'''

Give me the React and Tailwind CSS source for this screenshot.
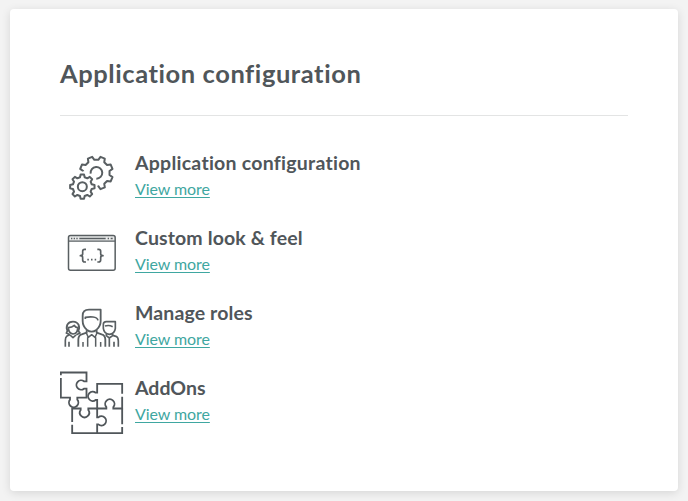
import React from "react";

const point = (cx, cy, r, deg) => {
  const a = (deg * Math.PI) / 180;
  return `${(cx + r * Math.cos(a)).toFixed(1)} ${(cy + r * Math.sin(a)).toFixed(1)}`;
};

// Outline of the gear teeth centred on each of the given angles.
const teeth = (cx, cy, inner, outer, angles) =>
  angles
    .map(
      (a) =>
        `L${point(cx, cy, inner, a - 14)} L${point(cx, cy, outer, a - 8)} L${point(cx, cy, outer, a + 8)} L${point(cx, cy, inner, a + 14)}`
    )
    .join(" ");

const smallGear =
  teeth(79, 116, 29, 37, [0, 45, 90, 135, 180, 225, 270, 315]).replace("L", "M") + "Z";
const bigGear =
  `M${point(121, 75, 40, 188)} ` +
  teeth(121, 75, 40, 50, [202.5, 247.5, 292.5, 337.5, 382.5, 427.5]) +
  ` L${point(121, 75, 44, 438)}`;

function Icon({ viewBox, children }) {
  return (
    <svg
      viewBox={viewBox}
      className="size-16 shrink-0"
      fill="none"
      stroke="#595f62"
      strokeWidth="5.500"
      strokeLinejoin="round"
    >
      {children}
    </svg>
  );
}

const Gears = () => (
  <Icon viewBox="12 -6 192 192">
    <path d={bigGear} strokeWidth="6" />
    <path d="M104 77A17.500 17.500 0 1 1 121 92" strokeWidth="6" />
    <path d={smallGear} strokeWidth="6" />
    <circle cx="79" cy="116" r="13.500" strokeWidth="6" />
  </Icon>
);

const CodeWindow = () => (
  <Icon viewBox="12 -12 192 192">
    <path d="M39 48V37Q39 32 44 32H172Q177 32 177 37V48Z" fill="#e9eaea" stroke="none" />
    <rect x="37.500" y="31.500" width="140" height="104.500" rx="6" strokeWidth="4.500" />
    <path d="M39 48.500H177" strokeWidth="4" />
    <path d="M45 40.500H49M53 40.500H57M61 40.500H65M70 40.500H149M155 40.500H159M164 40.500H170" strokeWidth="4.500" />
    <path d="M90 73H86Q80 73 80 79V87Q80 92 73 92Q80 92 80 98V105Q80 111 86 111H90M124 73H128Q134 73 134 79V87Q134 92 141 92Q134 92 134 98V105Q134 111 128 111H124" strokeWidth="5" />
    <path d="M94 104H98.500M105 104H109.500M116 104H120.500" strokeWidth="5" />
  </Icon>
);

const People = () => (
  <Icon viewBox="12 -12 192 192">
    <path d="M80 58V47Q80 29 99 29H134V63Q134 78 122 89Q107 101 92 89Q80 78 80 63Z" />
    <path d="M88 57V52Q100 50 111 51Q124 52 126 61" strokeWidth="5" />
    <path d="M92 91V98L77 103Q67 106 67 119V140M122 91V98L137 103Q148 106 148 119V140" />
    <path d="M91 99L97 112L107 104L117 112L123 99M95 112V140M119 112V140M81 126V140M134 126V140" strokeWidth="4.500" />
    <path d="M36 94Q29 85 34 74Q39 65 51 65Q63 65 68 75Q72 86 65 95" />
    <path d="M37 83Q48 82 55 76Q58 82 65 83Q65 101 51 102Q38 101 37 83Z" strokeWidth="5" />
    <path d="M35 91L31 99L42 104M66 92L72 99L61 104M41 104L33 108Q28 111 28 121V140M42 105L51 113L60 105M39 125V140" strokeWidth="5" />
    <path d="M142 79V73Q142 65 151 65H178V85Q176 102 160 103Q144 101 142 85ZM147 78Q159 74 170 80" strokeWidth="5" />
    <path d="M151 102V107L160 114L170 107V102M170 106L180 109Q187 112 187 123V140M174 125V140M160 114V140" strokeWidth="5" />
  </Icon>
);

const Puzzle = () => (
  <Icon viewBox="18 18 192 192">
    <g strokeLinejoin="miter" stroke="#50565a">
      <path d="M20.500 31V22.500H97.500V49H90A14 14 0 1 0 90 71H97.500V98H70V104A14 14 0 1 1 48 104V98H20.500V39" />
      <path d="M204.500 86V56.500H129.500V83H125A14 14 0 1 0 125 105H129.500V130.500H157V126A14 14 0 1 1 178 126V130.500H204.500V95" />
      <path d="M204.500 130.500V178M204.500 186V204.500H54.500V179M54.500 171V130.500H80V135A14 14 0 1 0 103 135V130.500H129.500V157H133A14 14 0 1 1 133 178H129.500V204.500" />
    </g>
  </Icon>
);

const items = [
  { title: "Application configuration", icon: Gears, tracking: "tracking-[0.250px]" },
  { title: "Custom look & feel", icon: CodeWindow, tracking: "tracking-[0.130px]" },
  { title: "Manage roles", icon: People, tracking: "tracking-[0.120px]" },
  { title: "AddOns", icon: Puzzle, tracking: "tracking-[0px]" },
];

export default function App() {
  return (
    <main className="h-[501px] w-[688px] bg-[#f3f3f3] px-[10px] pt-[9px] font-['Lato',sans-serif] text-[#50565a]">
      <section className="h-[482px] w-[668px] rounded-[4px] bg-white px-[50px] pt-[48px] shadow-[0_2px_10px_rgba(0,0,0,0.12)]">
        <h1 className="h-[59px] border-b border-[#e3e4e4] text-[25.500px] leading-[32px] font-bold tracking-[0.570px] whitespace-nowrap">
          Application configuration
        </h1>
        <ul className="mt-[30px] flex w-full flex-col gap-[11px]">
          {items.map(({ title, icon: Glyph, tracking }) => (
            <li key={title} className="flex h-16 gap-[11px]">
              <Glyph />
              <div className="flex flex-col items-start pt-[4px]">
                <h2 className={`text-[19.500px] leading-[26px] font-bold whitespace-nowrap ${tracking}`}>{title}</h2>
                <a href="#" className="text-[16px] leading-[26px] tracking-[-0.080px] text-[#3fa7a1] underline underline-offset-[2px] whitespace-nowrap">
                  View more
                </a>
              </div>
            </li>
          ))}
        </ul>
      </section>
    </main>
  );
}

'''

▶ [Problem to solve] Give the data again exactly as written, with all pictures left out.

▶ [Result of this exercise]
Give me the React and Tailwind CSS source for this screenshot.
import React from "react";

const point = (cx, cy, r, deg) => {
  const a = (deg * Math.PI) / 180;
  return `${(cx + r * Math.cos(a)).toFixed(1)} ${(cy + r * Math.sin(a)).toFixed(1)}`;
};

// Outline of the gear teeth centred on each of the given angles.
const teeth = (cx, cy, inner, outer, angles) =>
  angles
    .map(
      (a) =>
        `L${point(cx, cy, inner, a - 14)} L${point(cx, cy, outer, a - 8)} L${point(cx, cy, outer, a + 8)} L${point(cx, cy, inner, a + 14)}`
    )
    .join(" ");

const smallGear =
  teeth(79, 116, 29, 37, [0, 45, 90, 135, 180, 225, 270, 315]).replace("L", "M") + "Z";
const bigGear =
  `M${point(121, 75, 40, 188)} ` +
  teeth(121, 75, 40, 50, [202.5, 247.5, 292.5, 337.5, 382.5, 427.5]) +
  ` L${point(121, 75, 44, 438)}`;

function Icon({ viewBox, children }) {
  return (
    <svg
      viewBox={viewBox}
      className="size-16 shrink-0"
      fill="none"
      stroke="#595f62"
      strokeWidth="5.500"
      strokeLinejoin="round"
    >
      {children}
    </svg>
  );
}

const Gears = () => (
  <Icon viewBox="12 -6 192 192">
    <path d={bigGear} strokeWidth="6" />
    <path d="M104 77A17.500 17.500 0 1 1 121 92" strokeWidth="6" />
    <path d={smallGear} strokeWidth="6" />
    <circle cx="79" cy="116" r="13.500" strokeWidth="6" />
  </Icon>
);

const CodeWindow = () => (
  <Icon viewBox="12 -12 192 192">
    <path d="M39 48V37Q39 32 44 32H172Q177 32 177 37V48Z" fill="#e9eaea" stroke="none" />
    <rect x="37.500" y="31.500" width="140" height="104.500" rx="6" strokeWidth="4.500" />
    <path d="M39 48.500H177" strokeWidth="4" />
    <path d="M45 40.500H49M53 40.500H57M61 40.500H65M70 40.500H149M155 40.500H159M164 40.500H170" strokeWidth="4.500" />
    <path d="M90 73H86Q80 73 80 79V87Q80 92 73 92Q80 92 80 98V105Q80 111 86 111H90M124 73H128Q134 73 134 79V87Q134 92 141 92Q134 92 134 98V105Q134 111 128 111H124" strokeWidth="5" />
    <path d="M94 104H98.500M105 104H109.500M116 104H120.500" strokeWidth="5" />
  </Icon>
);

const People = () => (
  <Icon viewBox="12 -12 192 192">
    <path d="M80 58V47Q80 29 99 29H134V63Q134 78 122 89Q107 101 92 89Q80 78 80 63Z" />
    <path d="M88 57V52Q100 50 111 51Q124 52 126 61" strokeWidth="5" />
    <path d="M92 91V98L77 103Q67 106 67 119V140M122 91V98L137 103Q148 106 148 119V140" />
    <path d="M91 99L97 112L107 104L117 112L123 99M95 112V140M119 112V140M81 126V140M134 126V140" strokeWidth="4.500" />
    <path d="M36 94Q29 85 34 74Q39 65 51 65Q63 65 68 75Q72 86 65 95" />
    <path d="M37 83Q48 82 55 76Q58 82 65 83Q65 101 51 102Q38 101 37 83Z" strokeWidth="5" />
    <path d="M35 91L31 99L42 104M66 92L72 99L61 104M41 104L33 108Q28 111 28 121V140M42 105L51 113L60 105M39 125V140" strokeWidth="5" />
    <path d="M142 79V73Q142 65 151 65H178V85Q176 102 160 103Q144 101 142 85ZM147 78Q159 74 170 80" strokeWidth="5" />
    <path d="M151 102V107L160 114L170 107V102M170 106L180 109Q187 112 187 123V140M174 125V140M160 114V140" strokeWidth="5" />
  </Icon>
);

const Puzzle = () => (
  <Icon viewBox="18 18 192 192">
    <g strokeLinejoin="miter" stroke="#50565a">
      <path d="M20.500 31V22.500H97.500V49H90A14 14 0 1 0 90 71H97.500V98H70V104A14 14 0 1 1 48 104V98H20.500V39" />
      <path d="M204.500 86V56.500H129.500V83H125A14 14 0 1 0 125 105H129.500V130.500H157V126A14 14 0 1 1 178 126V130.500H204.500V95" />
      <path d="M204.500 130.500V178M204.500 186V204.500H54.500V179M54.500 171V130.500H80V135A14 14 0 1 0 103 135V130.500H129.500V157H133A14 14 0 1 1 133 178H129.500V204.500" />
    </g>
  </Icon>
);

const items = [
  { title: "Application configuration", icon: Gears, tracking: "tracking-[0.250px]" },
  { title: "Custom look & feel", icon: CodeWindow, tracking: "tracking-[0.130px]" },
  { title: "Manage roles", icon: People, tracking: "tracking-[0.120px]" },
  { title: "AddOns", icon: Puzzle, tracking: "tracking-[0px]" },
];

export default function App() {
  return (
    <main className="h-[501px] w-[688px] bg-[#f3f3f3] px-[10px] pt-[9px] font-['Lato',sans-serif] text-[#50565a]">
      <section className="h-[482px] w-[668px] rounded-[4px] bg-white px-[50px] pt-[48px] shadow-[0_2px_10px_rgba(0,0,0,0.12)]">
        <h1 className="h-[59px] border-b border-[#e3e4e4] text-[25.500px] leading-[32px] font-bold tracking-[0.570px] whitespace-nowrap">
          Application configuration
        </h1>
        <ul className="mt-[30px] flex w-full flex-col gap-[11px]">
          {items.map(({ title, icon: Glyph, tracking }) => (
            <li key={title} className="flex h-16 gap-[11px]">
              <Glyph />
              <div className="flex flex-col items-start pt-[4px]">
                <h2 className={`text-[19.500px] leading-[26px] font-bold whitespace-nowrap ${tracking}`}>{title}</h2>
                <a href="#" className="text-[16px] leading-[26px] tracking-[-0.080px] text-[#3fa7a1] underline underline-offset-[2px] whitespace-nowrap">
                  View more
                </a>
              </div>
            </li>
          ))}
        </ul>
      </section>
    </main>
  );
}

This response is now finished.